*Task prompt*:
Lines containing the word "Clone" should be extracted in full.

*Dataset excerpts*:
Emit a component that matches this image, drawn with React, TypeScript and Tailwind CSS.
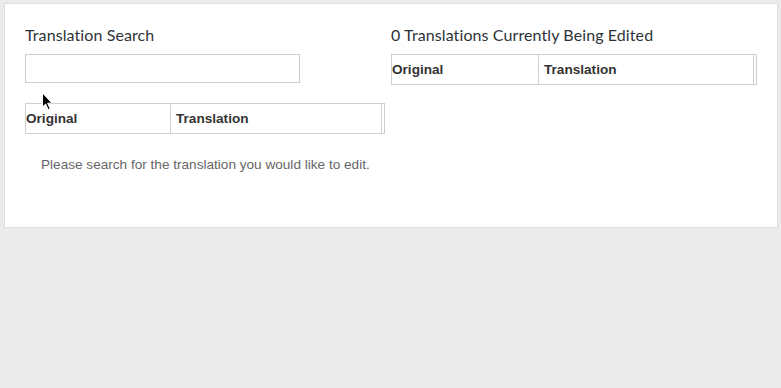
export default function App() {
  const heading = "text-[16px] leading-5 text-[#2e3338] font-['Lato','Open_Sans',sans-serif] tracking-[0.1px]";

  const HeaderTable = ({ firstW }: { firstW: string }) => (
    <div className="flex h-[31px] border border-[#cfcfcf] font-['Liberation_Sans',Arial,sans-serif] text-[13.6px] font-bold text-[#333]">
      <div className={`${firstW} flex items-center pt-[2px] border-r border-[#cfcfcf]`}>Original</div>
      <div className="flex-1 flex items-center pt-[2px] pl-[5px] border-r border-[#cfcfcf]">Translation</div>
      <div className="w-[2px]" />
    </div>
  );

  return (
    <div className="relative w-[781px] h-[388px] bg-[#ebebeb] pt-[3px] pl-[4px] overflow-hidden">
      <div className="w-[774px] h-[225px] bg-white border border-[#dedede] pt-[21px] pl-[20px] pr-[20px] flex gap-[6px]">
        {/* Left: search */}
        <div className="w-[360px] flex flex-col">
          <h2 className={heading}>Translation Search</h2>
          <input
            type="text"
            className="mt-[9px] w-[275px] h-[29px] border border-[#cccccc] outline-none px-2 text-sm"
          />
          <div className="mt-[20px]">
            <HeaderTable firstW="w-[145px]" />
          </div>
          <p className="mt-[22px] pl-[16px] font-['Liberation_Sans',Arial,sans-serif] text-[13.6px] leading-[18px] text-[#666]">
            Please search for the translation you would like to edit.
          </p>
        </div>

        {/* Right: being edited */}
        <div className="w-[366px] flex flex-col">
          <h2 className={heading}>0 Translations Currently Being Edited</h2>
          <div className="mt-[9px]">
            <HeaderTable firstW="w-[147px]" />
          </div>
        </div>
      </div>

      {/* mouse cursor */}
      <svg className="absolute left-[41px] top-[92px]" width="13" height="19" viewBox="0 0 13 19">
        <path d="M1.5 1 L1.5 15 L4.6 12 L7.2 17.6 L9.2 16.7 L6.6 11.2 L11 11.2 Z" fill="#000" stroke="#fff" strokeWidth="1" strokeLinejoin="round" />
      </svg>
    </div>
  );
}
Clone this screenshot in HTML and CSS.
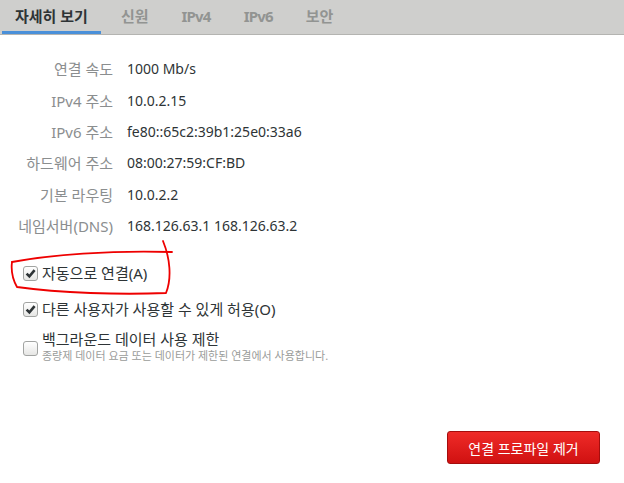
FILE: index.html
```html
<!DOCTYPE html>
<html lang="ko">
<head>
<meta charset="utf-8">
<link rel="stylesheet" href="styles.css">
</head>
<body>
<div class="page">
  <nav class="tabs">
    <div class="tab active">자세히 보기</div>
    <div class="tab">신원</div>
    <div class="tab latin">IPv4</div>
    <div class="tab latin">IPv6</div>
    <div class="tab">보안</div>
  </nav>
  <main class="content">
    <div class="details">
      <div class="label">연결 속도</div><div class="value">1000 Mb/s</div>
      <div class="label">IPv4 주소</div><div class="value">10.0.2.15</div>
      <div class="label">IPv6 주소</div><div class="value">fe80::65c2:39b1:25e0:33a6</div>
      <div class="label">하드웨어 주소</div><div class="value">08:00:27:59:CF:BD</div>
      <div class="label">기본 라우팅</div><div class="value">10.0.2.2</div>
      <div class="label">네임서버(DNS)</div><div class="value">168.126.63.1 168.126.63.2</div>
    </div>
    <div class="checks">
      <div class="check">
        <span class="box checked"><svg viewBox="0 0 15 15" width="15" height="15"><path d="M3.6 7.6 L6.4 10.4 L11.6 4.2" fill="none" stroke="#2e3436" stroke-width="2.6" stroke-linecap="butt" stroke-linejoin="miter"/></svg></span>
        <span class="check-text">자동으로 연결(A)</span>
      </div>
      <div class="check">
        <span class="box checked"><svg viewBox="0 0 15 15" width="15" height="15"><path d="M3.6 7.6 L6.4 10.4 L11.6 4.2" fill="none" stroke="#2e3436" stroke-width="2.6" stroke-linecap="butt" stroke-linejoin="miter"/></svg></span>
        <span class="check-text">다른 사용자가 사용할 수 있게 허용(O)</span>
      </div>
      <div class="check">
        <span class="box"></span>
        <span class="check-body">
          <span class="check-text first">백그라운드 데이터 사용 제한</span>
          <span class="check-sub">종량제 데이터 요금 또는 데이터가 제한된 연결에서 사용합니다.</span>
        </span>
      </div>
    </div>
    <div class="actions">
      <button class="danger">연결 프로파일 제거</button>
    </div>
  </main>
  <svg class="annotation" width="624" height="483" viewBox="0 0 624 483">
    <path d="M12 262 C50 255 110 250 172 252" fill="none" stroke="#ee0000" stroke-width="1.8" stroke-linecap="round"/>
    <path d="M163 241 C170 258 172 278 166 293 C120 295 60 293 17 287 C13 280 11 270 12 262" fill="none" stroke="#ee0000" stroke-width="1.8" stroke-linecap="round"/>
  </svg>
</div>
</body>
</html>
```
FILE: styles.css
```css
html, body {
  margin: 0;
  padding: 0;
  background: #ffffff;
}
body {
  font-family: "Noto Sans", "Noto Sans CJK KR", sans-serif;
  color: #2e3436;
}
.page {
  position: relative;
  width: 624px;
  height: 483px;
  overflow: hidden;
  display: flex;
  flex-direction: column;
}
.tabs {
  display: flex;
  gap: 7px;
  height: 34px;
  padding-left: 2px;
  background: #cfcfcd;
  border-bottom: 1px solid #b4b4b1;
  box-sizing: content-box;
}
.tab {
  padding: 0 13px;
  height: 34px;
  line-height: 32px;
  box-sizing: border-box;
  font-size: 15px;
  font-weight: 700;
  color: #929492;
  border-bottom: 3px solid transparent;
}
.tab.latin {
  letter-spacing: -0.8px;
}
.tab.active {
  color: #2e3436;
  border-bottom-color: #4a90d9;
}
.content {
  flex: 1;
  display: flex;
  flex-direction: column;
}
.details {
  margin-top: 18px;
  display: grid;
  grid-template-columns: 113px auto;
  column-gap: 14px;
  grid-auto-rows: 31.4px;
  align-items: center;
  font-size: 14px;
}
.label {
  text-align: right;
  color: #8b8e8f;
  white-space: nowrap;
  font-size: 15px;
}
.value {
  color: #2e3436;
  white-space: nowrap;
}
.checks {
  margin-top: 20px;
  padding-left: 23px;
  display: flex;
  flex-direction: column;
  gap: 12px;
}
.check {
  display: flex;
  align-items: center;
  gap: 4px;
  min-height: 24px;
}
.box {
  width: 15px;
  height: 15px;
  box-sizing: border-box;
  border: 1px solid #a2a4a2;
  border-radius: 3px;
  background: linear-gradient(#ffffff, #e6e6e4);
  display: flex;
  align-items: center;
  justify-content: center;
  flex: none;
}
.box svg {
  display: block;
  margin: -1px;
}
.check-text {
  font-size: 15px;
  line-height: 18px;
  color: #2e3436;
}
.check-text.first {
  line-height: 17px;
}
.check-body {
  display: flex;
  flex-direction: column;
  margin-top: -2px;
}
.check-sub {
  margin-top: 1px;
  font-size: 11px;
  line-height: 14px;
  color: #9a9c9a;
}
.actions {
  margin-top: auto;
  display: flex;
  justify-content: flex-end;
  padding: 0 24px 19px 0;
}
.danger {
  width: 153px;
  height: 33px;
  border: 1px solid #a50d0d;
  border-radius: 3px;
  background: linear-gradient(#ef2b28, #d01111);
  color: #ffffff;
  font-family: "Noto Sans", "Noto Sans CJK KR", sans-serif;
  font-size: 14px;
  padding: 0;
}
.annotation {
  position: absolute;
  left: 0;
  top: 0;
  pointer-events: none;
}
```
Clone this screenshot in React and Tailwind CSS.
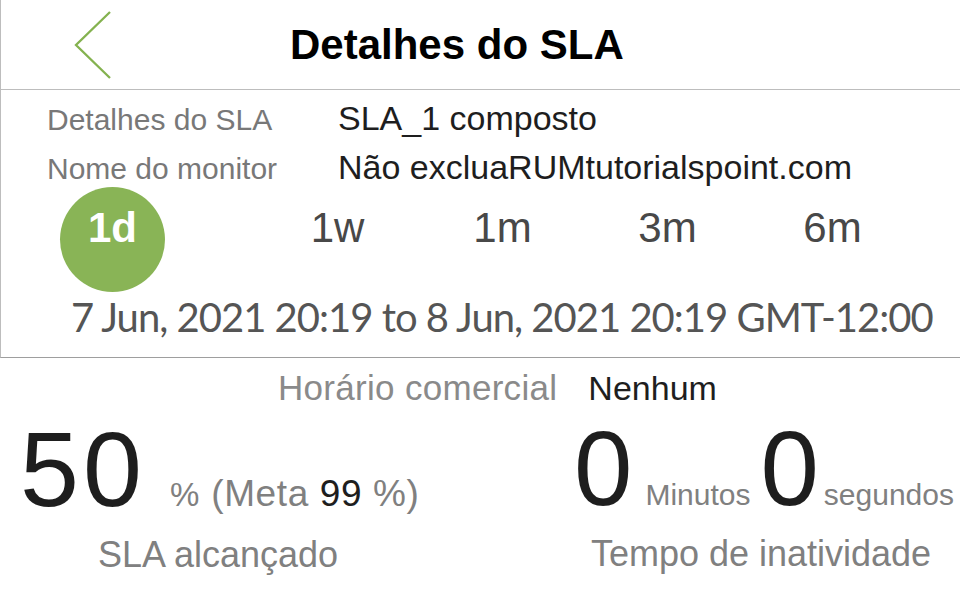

*Response to the exercise*:
Clone this screenshot in HTML and CSS.
Clone this screenshot in React and Tailwind CSS.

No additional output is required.